There is a wonderful expression that occurs several times in the rabbinic literature. You probably know it from the Passover Hagaddah. It is usually used to describe the actions of someone who wants to do a little more than the required. Someone who wants to tell the Passover story all night long— this is a good thing.

What I am suggesting is to take that phrase and apply it not only to things, but to people as well. Say to yourself, “I may not like that person, I may find myself disagreeing with that person but indeed,— that person has some good qualities and says good things and is not worthy solely of my opprobrium and dishonor for all time.”

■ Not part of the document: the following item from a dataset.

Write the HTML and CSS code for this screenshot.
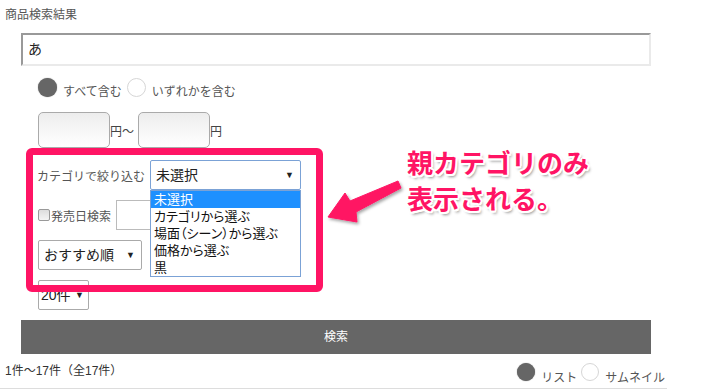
FILE: index.html
```html
<!DOCTYPE html>
<html lang="ja">
<head>
    <meta charset="UTF-8">
    <meta name="viewport" content="width=device-width, initial-scale=1.0">
    <title>商品検索結果</title>
    <link rel="stylesheet" href="styles.css">
</head>
<body>
    <h1 class="title">商品検索結果</h1>

    <div class="keyword">あ</div>

    <!-- 検索条件 -->
    <div class="match-row">
        <span class="radio checked"></span><span class="radio-label">すべて含む</span>
        <span class="radio"></span><span class="radio-label">いずれかを含む</span>
    </div>

    <div class="price-row">
        <span class="price-box"></span><span class="unit">円～</span>
        <span class="price-box"></span><span class="unit">円</span>
    </div>

    <div class="category-row">
        <span class="field-label">カテゴリで絞り込む</span>
        <div class="select select-focus category-select">未選択<span class="caret">▼</span></div>
    </div>

    <div class="date-row">
        <span class="checkbox"></span><span class="field-label">発売日検索</span>
        <span class="date-box"></span>
    </div>

    <div class="sort-row">
        <div class="select sort-select">おすすめ順<span class="caret">▼</span></div>
    </div>

    <div class="count-row">
        <div class="select count-select">20件<span class="caret">▼</span></div>
    </div>

    <div class="search-btn">検索</div>

    <div class="result-row">
        <span class="result-count">1件～17件（全17件）</span>
        <div class="view-switch">
            <span class="radio checked small"></span><span class="radio-label">リスト</span>
            <span class="radio small"></span><span class="radio-label">サムネイル</span>
        </div>
    </div>

    <!-- 開いたプルダウン -->
    <ul class="dropdown">
        <li class="active">未選択</li>
        <li>カテゴリから選ぶ</li>
        <li>場面（シーン）から選ぶ</li>
        <li>価格から選ぶ</li>
        <li>黒</li>
    </ul>

    <!-- 注釈 -->
    <div class="note-frame"></div>
    <svg class="note-arrow" width="726" height="391" viewBox="0 0 726 391">
        <defs>
            <filter id="shadow" x="-20%" y="-20%" width="140%" height="140%">
                <feDropShadow dx="1.5" dy="2" stdDeviation="1.5" flood-color="#000" flood-opacity="0.35"/>
            </filter>
        </defs>
        <polygon filter="url(#shadow)" fill="#ff1464" stroke="#ff1464" stroke-width="1" stroke-linejoin="round"
            points="328,217 345,193 350,201 398,181 401,188 356,212 357,222"/>
    </svg>
    <div class="note-text">親カテゴリのみ<br>表示される。</div>
</body>
</html>
```

FILE: styles.css
```css
body {
    margin: 0;
    font-family: "Liberation Sans", "Noto Sans CJK JP", sans-serif;
    font-size: 12px;
    color: #444;
    position: relative;
    width: 726px;
    height: 391px;
    overflow: hidden;
}

.title {
    margin: 0;
    padding: 6px 5px 9px;
    font-size: 12px;
    font-weight: normal;
    line-height: 18px;
    color: #555;
}

.keyword {
    box-sizing: border-box;
    margin-left: 21px;
    width: 630px;
    height: 33px;
    padding-left: 5px;
    border: 2px solid;
    border-color: #999 #eaeaea #eaeaea #999;
    font-size: 14px;
    line-height: 29px;
    color: #222;
}

/* Radio rows */
.match-row {
    display: flex;
    align-items: flex-end;
    height: 22px;
    margin: 12px 0 0 38px;
}
.radio {
    box-sizing: border-box;
    width: 19px;
    height: 19px;
    margin-bottom: 3px;
    border-radius: 50%;
    border: 1px solid #d6d6d6;
    background: #fff;
}
.radio.checked {
    border: none;
    background: #666;
    box-shadow: 0 0 1px #666;
}
.radio-label {
    margin: 0 5px 0 6px;
    line-height: 16px;
    color: #555;
}

.price-row {
    display: flex;
    align-items: center;
    margin: 12px 0 0 38px;
    height: 36px;
}
.price-box {
    box-sizing: border-box;
    width: 72px;
    height: 36px;
    border: 1px solid #aaa;
    border-radius: 5px;
    background: linear-gradient(#ededed, #fafafa 70%, #fff);
}
.unit {
    margin-right: 4px;
    color: #444;
}

/* Selects */
.select {
    box-sizing: border-box;
    position: relative;
    height: 30px;
    padding-left: 5px;
    border: 1px solid #aaa;
    border-radius: 2px;
    font-size: 14px;
    line-height: 28px;
    color: #222;
    background: #fff;
}
.select-focus {
    border-color: #7ba2d6;
}
.caret {
    position: absolute;
    right: 6px;
    top: 0;
    font-size: 9px;
    color: #222;
}

.category-row {
    display: flex;
    align-items: center;
    margin: 12px 0 0 37px;
    height: 30px;
}
.field-label {
    color: #555;
}
.category-select {
    width: 151px;
    margin-left: 5px;
}

.date-row {
    display: flex;
    align-items: center;
    margin: 10px 0 0 38px;
    height: 30px;
}
.checkbox {
    box-sizing: border-box;
    width: 12px;
    height: 12px;
    margin-right: 1px;
    border: 1px solid #999;
    border-radius: 2px;
    background: linear-gradient(#ddd, #f4f4f4);
}
.date-box {
    box-sizing: border-box;
    width: 150px;
    height: 30px;
    margin-left: 5px;
    border: 1px solid #bbb;
}

.sort-row {
    margin: 10px 0 0 38px;
}
.sort-select {
    width: 104px;
}

.count-row {
    margin: 10px 0 0 38px;
}
.count-select {
    width: 51px;
    padding-left: 2px;
}
.count-select .caret {
    right: 4px;
}

.search-btn {
    margin: 10px 0 0 21px;
    width: 630px;
    height: 34px;
    background: #666;
    color: #fff;
    text-align: center;
    line-height: 34px;
}

.result-row {
    box-sizing: border-box;
    display: flex;
    justify-content: space-between;
    width: 667px;
    height: 35px;
    padding-left: 5px;
    border-bottom: 1px solid #ddd;
}
.result-count {
    margin-top: 8px;
    line-height: 18px;
    color: #333;
}
.view-switch {
    display: flex;
    align-items: flex-end;
    height: 33px;
}
.view-switch .radio {
    width: 18px;
    height: 18px;
    margin-bottom: 6px;
}
.view-switch .radio-label {
    margin: 0 4px 0 6px;
    line-height: 18px;
}
.view-switch .radio-label:last-child {
    margin-right: 2px;
}

/* Open dropdown list */
.dropdown {
    position: absolute;
    left: 150px;
    top: 190px;
    box-sizing: border-box;
    width: 151px;
    margin: 0;
    padding: 0;
    list-style: none;
    border: 1px solid #7ba2d6;
    background: #fff;
}
.dropdown li {
    height: 17px;
    padding-left: 3px;
    font-size: 13px;
    line-height: 17px;
    color: #111;
    font-feature-settings: "palt";
    white-space: nowrap;
}
.dropdown li.active {
    background: #1e90ff;
    color: #fff;
}

/* Annotation */
.note-frame {
    position: absolute;
    left: 26px;
    top: 148px;
    box-sizing: border-box;
    width: 297px;
    height: 144px;
    border: 7px solid #ff1464;
    border-radius: 6px;
}
.note-arrow {
    position: absolute;
    left: 0;
    top: 0;
    pointer-events: none;
}
.note-text {
    position: absolute;
    left: 407px;
    top: 144px;
    font-family: "Noto Sans CJK JP", sans-serif;
    font-size: 26px;
    font-weight: bold;
    line-height: 36px;
    color: #ff1464;
    text-shadow:
        -2px 0 0 #fff, 2px 0 0 #fff, 0 -2px 0 #fff, 0 2px 0 #fff,
        -1.5px -1.5px 0 #fff, 1.5px -1.5px 0 #fff, -1.5px 1.5px 0 #fff, 1.5px 1.5px 0 #fff,
        2px 3px 3px rgba(0, 0, 0, 0.45);
}
```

In a Boston cemetery there is a grave of one Kingman Brewster the former president of Yale University many years ago. The inscription on his gravestone is wonderful for it so beautifully conveys what we should be learning from the Noah story. It says, and I quote, “The presumption of innocence is not just a legal concept. In commonplace terms it rests on that generosity of spirit which assumes the best, not the worst, of the stranger.”

To that, I can only add one thing, —behold, to treat one another and all creation in such a way is praiseworthy. May we be so strengthened to do it at all times.